Write out each line exactly as given. Leave the pictures out of your copy.
"""
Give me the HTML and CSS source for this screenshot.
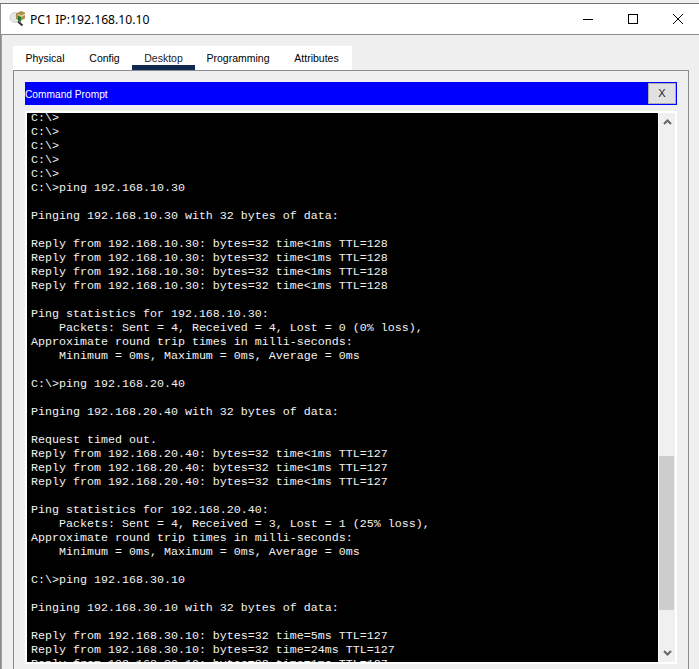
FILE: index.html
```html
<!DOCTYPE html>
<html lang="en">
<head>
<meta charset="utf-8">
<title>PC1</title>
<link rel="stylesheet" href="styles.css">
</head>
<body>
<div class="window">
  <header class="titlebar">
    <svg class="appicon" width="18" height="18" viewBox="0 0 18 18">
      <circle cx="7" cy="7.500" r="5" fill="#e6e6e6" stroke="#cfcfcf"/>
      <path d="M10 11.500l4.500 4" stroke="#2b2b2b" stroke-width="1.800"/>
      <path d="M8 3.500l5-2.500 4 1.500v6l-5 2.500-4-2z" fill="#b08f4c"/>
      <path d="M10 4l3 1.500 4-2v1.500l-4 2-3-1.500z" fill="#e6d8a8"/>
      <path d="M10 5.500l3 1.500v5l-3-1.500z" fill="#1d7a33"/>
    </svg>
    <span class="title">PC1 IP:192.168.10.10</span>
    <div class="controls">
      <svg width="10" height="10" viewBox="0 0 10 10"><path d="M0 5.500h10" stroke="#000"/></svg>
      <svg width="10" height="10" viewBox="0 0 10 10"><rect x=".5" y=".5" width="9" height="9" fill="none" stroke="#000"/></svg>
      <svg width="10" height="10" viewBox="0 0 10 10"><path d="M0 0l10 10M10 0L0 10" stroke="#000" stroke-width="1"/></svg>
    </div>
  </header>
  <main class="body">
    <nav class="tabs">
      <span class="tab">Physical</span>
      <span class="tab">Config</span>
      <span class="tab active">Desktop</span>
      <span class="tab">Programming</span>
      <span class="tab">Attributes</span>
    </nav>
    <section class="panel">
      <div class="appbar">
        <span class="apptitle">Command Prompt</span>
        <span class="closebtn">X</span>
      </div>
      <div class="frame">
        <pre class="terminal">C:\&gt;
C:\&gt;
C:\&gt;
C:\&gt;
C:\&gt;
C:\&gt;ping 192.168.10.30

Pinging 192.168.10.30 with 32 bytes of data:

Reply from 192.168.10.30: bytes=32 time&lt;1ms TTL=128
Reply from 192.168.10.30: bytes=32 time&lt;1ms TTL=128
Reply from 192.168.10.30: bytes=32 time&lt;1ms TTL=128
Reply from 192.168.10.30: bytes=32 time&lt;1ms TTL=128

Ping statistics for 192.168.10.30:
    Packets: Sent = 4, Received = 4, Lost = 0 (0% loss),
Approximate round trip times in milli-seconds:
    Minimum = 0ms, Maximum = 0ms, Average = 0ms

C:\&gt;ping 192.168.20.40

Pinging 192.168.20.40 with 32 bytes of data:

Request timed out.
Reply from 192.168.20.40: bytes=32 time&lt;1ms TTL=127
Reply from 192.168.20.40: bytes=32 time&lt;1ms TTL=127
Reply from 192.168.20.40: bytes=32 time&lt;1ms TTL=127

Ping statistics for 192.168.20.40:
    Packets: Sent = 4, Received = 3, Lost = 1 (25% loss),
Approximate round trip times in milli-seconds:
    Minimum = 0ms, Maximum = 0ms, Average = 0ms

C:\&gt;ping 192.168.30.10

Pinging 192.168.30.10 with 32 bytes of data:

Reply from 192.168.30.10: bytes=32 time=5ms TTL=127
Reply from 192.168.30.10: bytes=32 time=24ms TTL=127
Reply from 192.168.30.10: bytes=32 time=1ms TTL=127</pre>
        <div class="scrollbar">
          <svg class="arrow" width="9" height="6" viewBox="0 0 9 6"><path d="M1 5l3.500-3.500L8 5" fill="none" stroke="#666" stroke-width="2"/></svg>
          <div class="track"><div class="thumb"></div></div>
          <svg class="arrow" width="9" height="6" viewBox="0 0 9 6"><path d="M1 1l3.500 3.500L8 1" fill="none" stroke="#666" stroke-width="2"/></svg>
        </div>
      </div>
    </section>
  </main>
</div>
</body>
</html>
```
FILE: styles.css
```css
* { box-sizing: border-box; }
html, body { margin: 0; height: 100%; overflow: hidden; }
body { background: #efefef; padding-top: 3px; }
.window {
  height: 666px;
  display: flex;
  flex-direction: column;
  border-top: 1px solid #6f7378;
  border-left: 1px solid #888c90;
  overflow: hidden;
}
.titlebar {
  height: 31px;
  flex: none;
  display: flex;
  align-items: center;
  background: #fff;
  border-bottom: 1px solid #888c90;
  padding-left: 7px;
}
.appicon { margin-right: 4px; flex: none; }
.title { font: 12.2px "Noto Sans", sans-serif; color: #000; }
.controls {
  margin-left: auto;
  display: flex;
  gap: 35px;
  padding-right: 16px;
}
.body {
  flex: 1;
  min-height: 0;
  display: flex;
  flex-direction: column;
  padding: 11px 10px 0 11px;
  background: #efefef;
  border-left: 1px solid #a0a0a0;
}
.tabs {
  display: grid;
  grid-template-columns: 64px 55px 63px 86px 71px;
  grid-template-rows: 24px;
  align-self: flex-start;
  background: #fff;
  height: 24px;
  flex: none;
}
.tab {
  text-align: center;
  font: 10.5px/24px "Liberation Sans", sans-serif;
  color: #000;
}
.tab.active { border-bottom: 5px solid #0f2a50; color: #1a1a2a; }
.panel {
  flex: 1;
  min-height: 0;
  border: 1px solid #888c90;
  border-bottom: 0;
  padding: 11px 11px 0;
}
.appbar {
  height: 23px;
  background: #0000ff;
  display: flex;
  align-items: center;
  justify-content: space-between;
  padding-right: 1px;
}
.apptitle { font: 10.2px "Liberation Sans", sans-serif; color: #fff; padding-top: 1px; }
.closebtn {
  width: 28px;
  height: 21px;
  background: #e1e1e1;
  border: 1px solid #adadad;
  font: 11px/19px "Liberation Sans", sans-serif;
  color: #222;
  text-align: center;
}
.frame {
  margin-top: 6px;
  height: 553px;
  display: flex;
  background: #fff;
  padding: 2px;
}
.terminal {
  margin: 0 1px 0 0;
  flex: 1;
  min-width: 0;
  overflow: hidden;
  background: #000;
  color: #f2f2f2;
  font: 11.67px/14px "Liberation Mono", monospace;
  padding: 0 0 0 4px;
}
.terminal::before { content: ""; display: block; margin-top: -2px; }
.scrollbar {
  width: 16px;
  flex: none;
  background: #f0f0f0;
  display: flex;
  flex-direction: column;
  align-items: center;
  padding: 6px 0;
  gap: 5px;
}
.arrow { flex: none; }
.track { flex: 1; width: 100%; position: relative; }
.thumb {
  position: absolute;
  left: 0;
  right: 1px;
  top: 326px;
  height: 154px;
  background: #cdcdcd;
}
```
"""
> **Output**
Give me the HTML and CSS source for this screenshot.
FILE: index.html
```html
<!DOCTYPE html>
<html lang="en">
<head>
<meta charset="utf-8">
<title>PC1</title>
<link rel="stylesheet" href="styles.css">
</head>
<body>
<div class="window">
  <header class="titlebar">
    <svg class="appicon" width="18" height="18" viewBox="0 0 18 18">
      <circle cx="7" cy="7.500" r="5" fill="#e6e6e6" stroke="#cfcfcf"/>
      <path d="M10 11.500l4.500 4" stroke="#2b2b2b" stroke-width="1.800"/>
      <path d="M8 3.500l5-2.500 4 1.500v6l-5 2.500-4-2z" fill="#b08f4c"/>
      <path d="M10 4l3 1.500 4-2v1.500l-4 2-3-1.500z" fill="#e6d8a8"/>
      <path d="M10 5.500l3 1.500v5l-3-1.500z" fill="#1d7a33"/>
    </svg>
    <span class="title">PC1 IP:192.168.10.10</span>
    <div class="controls">
      <svg width="10" height="10" viewBox="0 0 10 10"><path d="M0 5.500h10" stroke="#000"/></svg>
      <svg width="10" height="10" viewBox="0 0 10 10"><rect x=".5" y=".5" width="9" height="9" fill="none" stroke="#000"/></svg>
      <svg width="10" height="10" viewBox="0 0 10 10"><path d="M0 0l10 10M10 0L0 10" stroke="#000" stroke-width="1"/></svg>
    </div>
  </header>
  <main class="body">
    <nav class="tabs">
      <span class="tab">Physical</span>
      <span class="tab">Config</span>
      <span class="tab active">Desktop</span>
      <span class="tab">Programming</span>
      <span class="tab">Attributes</span>
    </nav>
    <section class="panel">
      <div class="appbar">
        <span class="apptitle">Command Prompt</span>
        <span class="closebtn">X</span>
      </div>
      <div class="frame">
        <pre class="terminal">C:\&gt;
C:\&gt;
C:\&gt;
C:\&gt;
C:\&gt;
C:\&gt;ping 192.168.10.30

Pinging 192.168.10.30 with 32 bytes of data:

Reply from 192.168.10.30: bytes=32 time&lt;1ms TTL=128
Reply from 192.168.10.30: bytes=32 time&lt;1ms TTL=128
Reply from 192.168.10.30: bytes=32 time&lt;1ms TTL=128
Reply from 192.168.10.30: bytes=32 time&lt;1ms TTL=128

Ping statistics for 192.168.10.30:
    Packets: Sent = 4, Received = 4, Lost = 0 (0% loss),
Approximate round trip times in milli-seconds:
    Minimum = 0ms, Maximum = 0ms, Average = 0ms

C:\&gt;ping 192.168.20.40

Pinging 192.168.20.40 with 32 bytes of data:

Request timed out.
Reply from 192.168.20.40: bytes=32 time&lt;1ms TTL=127
Reply from 192.168.20.40: bytes=32 time&lt;1ms TTL=127
Reply from 192.168.20.40: bytes=32 time&lt;1ms TTL=127

Ping statistics for 192.168.20.40:
    Packets: Sent = 4, Received = 3, Lost = 1 (25% loss),
Approximate round trip times in milli-seconds:
    Minimum = 0ms, Maximum = 0ms, Average = 0ms

C:\&gt;ping 192.168.30.10

Pinging 192.168.30.10 with 32 bytes of data:

Reply from 192.168.30.10: bytes=32 time=5ms TTL=127
Reply from 192.168.30.10: bytes=32 time=24ms TTL=127
Reply from 192.168.30.10: bytes=32 time=1ms TTL=127</pre>
        <div class="scrollbar">
          <svg class="arrow" width="9" height="6" viewBox="0 0 9 6"><path d="M1 5l3.500-3.500L8 5" fill="none" stroke="#666" stroke-width="2"/></svg>
          <div class="track"><div class="thumb"></div></div>
          <svg class="arrow" width="9" height="6" viewBox="0 0 9 6"><path d="M1 1l3.500 3.500L8 1" fill="none" stroke="#666" stroke-width="2"/></svg>
        </div>
      </div>
    </section>
  </main>
</div>
</body>
</html>
```
FILE: styles.css
```css
* { box-sizing: border-box; }
html, body { margin: 0; height: 100%; overflow: hidden; }
body { background: #efefef; padding-top: 3px; }
.window {
  height: 666px;
  display: flex;
  flex-direction: column;
  border-top: 1px solid #6f7378;
  border-left: 1px solid #888c90;
  overflow: hidden;
}
.titlebar {
  height: 31px;
  flex: none;
  display: flex;
  align-items: center;
  background: #fff;
  border-bottom: 1px solid #888c90;
  padding-left: 7px;
}
.appicon { margin-right: 4px; flex: none; }
.title { font: 12.2px "Noto Sans", sans-serif; color: #000; }
.controls {
  margin-left: auto;
  display: flex;
  gap: 35px;
  padding-right: 16px;
}
.body {
  flex: 1;
  min-height: 0;
  display: flex;
  flex-direction: column;
  padding: 11px 10px 0 11px;
  background: #efefef;
  border-left: 1px solid #a0a0a0;
}
.tabs {
  display: grid;
  grid-template-columns: 64px 55px 63px 86px 71px;
  grid-template-rows: 24px;
  align-self: flex-start;
  background: #fff;
  height: 24px;
  flex: none;
}
.tab {
  text-align: center;
  font: 10.5px/24px "Liberation Sans", sans-serif;
  color: #000;
}
.tab.active { border-bottom: 5px solid #0f2a50; color: #1a1a2a; }
.panel {
  flex: 1;
  min-height: 0;
  border: 1px solid #888c90;
  border-bottom: 0;
  padding: 11px 11px 0;
}
.appbar {
  height: 23px;
  background: #0000ff;
  display: flex;
  align-items: center;
  justify-content: space-between;
  padding-right: 1px;
}
.apptitle { font: 10.2px "Liberation Sans", sans-serif; color: #fff; padding-top: 1px; }
.closebtn {
  width: 28px;
  height: 21px;
  background: #e1e1e1;
  border: 1px solid #adadad;
  font: 11px/19px "Liberation Sans", sans-serif;
  color: #222;
  text-align: center;
}
.frame {
  margin-top: 6px;
  height: 553px;
  display: flex;
  background: #fff;
  padding: 2px;
}
.terminal {
  margin: 0 1px 0 0;
  flex: 1;
  min-width: 0;
  overflow: hidden;
  background: #000;
  color: #f2f2f2;
  font: 11.67px/14px "Liberation Mono", monospace;
  padding: 0 0 0 4px;
}
.terminal::before { content: ""; display: block; margin-top: -2px; }
.scrollbar {
  width: 16px;
  flex: none;
  background: #f0f0f0;
  display: flex;
  flex-direction: column;
  align-items: center;
  padding: 6px 0;
  gap: 5px;
}
.arrow { flex: none; }
.track { flex: 1; width: 100%; position: relative; }
.thumb {
  position: absolute;
  left: 0;
  right: 1px;
  top: 326px;
  height: 154px;
  background: #cdcdcd;
}
```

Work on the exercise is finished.